TontonTremblay commented 9 months ago

I might be a little confused, I can run this:

import torch

# Create a tensor (assuming it depends on some variable x)
x = torch.tensor([1.0, 2.0, -0.5], requires_grad=True)
tensor = x.clone()  # Create a copy to avoid modifying the original variable

# Apply the condition
condition = tensor > 0
tensor[condition] = 1

# Define some scalar function that uses the tensor
loss = tensor.sum()

# Compute the gradient
grad_x = torch.autograd.grad(loss, x, create_graph=True)[0]

print(grad_x)

Anyway something we can do is. https://github.com/NVlabs/diff-dope/blob/b73ecd2221b80fe14e496bd9087095b6b9cc60bb/diffdope/diffdope.py#L829 change this texture for a white texture. and dont do the > in the masking.
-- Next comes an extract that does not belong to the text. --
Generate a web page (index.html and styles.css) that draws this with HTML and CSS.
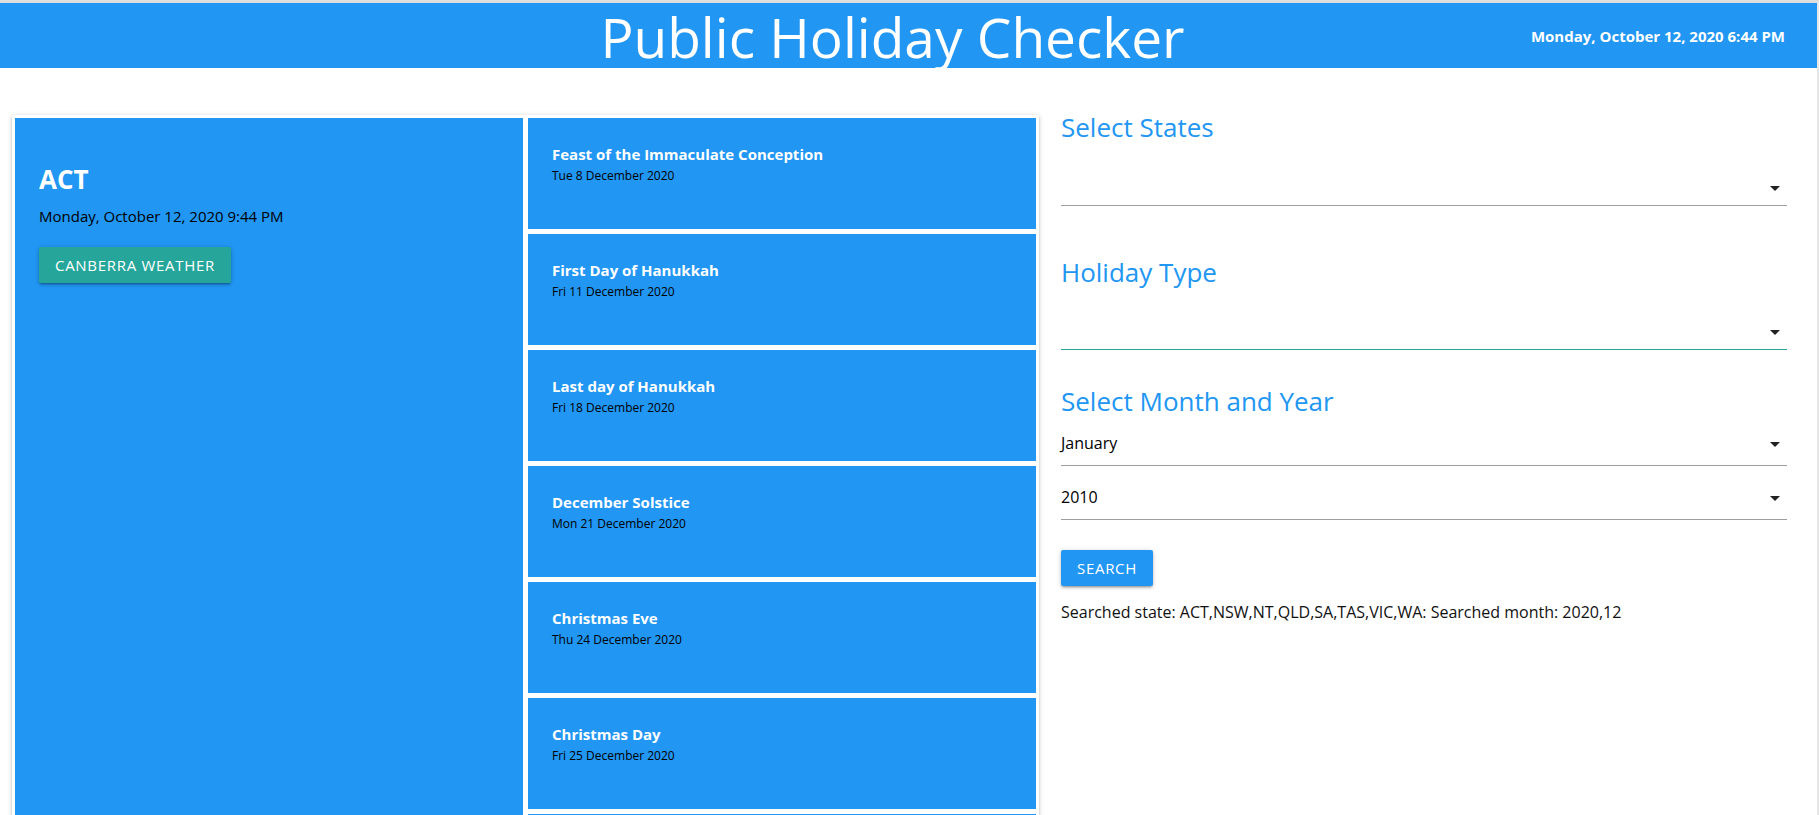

TontonTremblay commented 9 months ago

Although I believe you when you say it is not working.

TontonTremblay commented 9 months ago

Ok I pushed a fixed.

https://imgur.com/a/ffbQbOt <- the example only using the l1_mask. Thank you so much for looking into this.

I ended up going down a rabbit hole to finally add rendering the mask. If you pull it should work for your case, you do not need to add anything, I added mask to the rendering outputs.

raoshashank commented 9 months ago

Yup this makes more sense, I think this is why there is a separate silhouette renderer in pytorch3d as well since just extracting the mask from the rgb/depth wouldn't work. Thank you so much for the quick responses! Will close this issue for now.

TontonTremblay commented 9 months ago

I was fiddling with a sigmoid to make it work. But I could not. Anyway I am glad you picked up on this, thank you so much.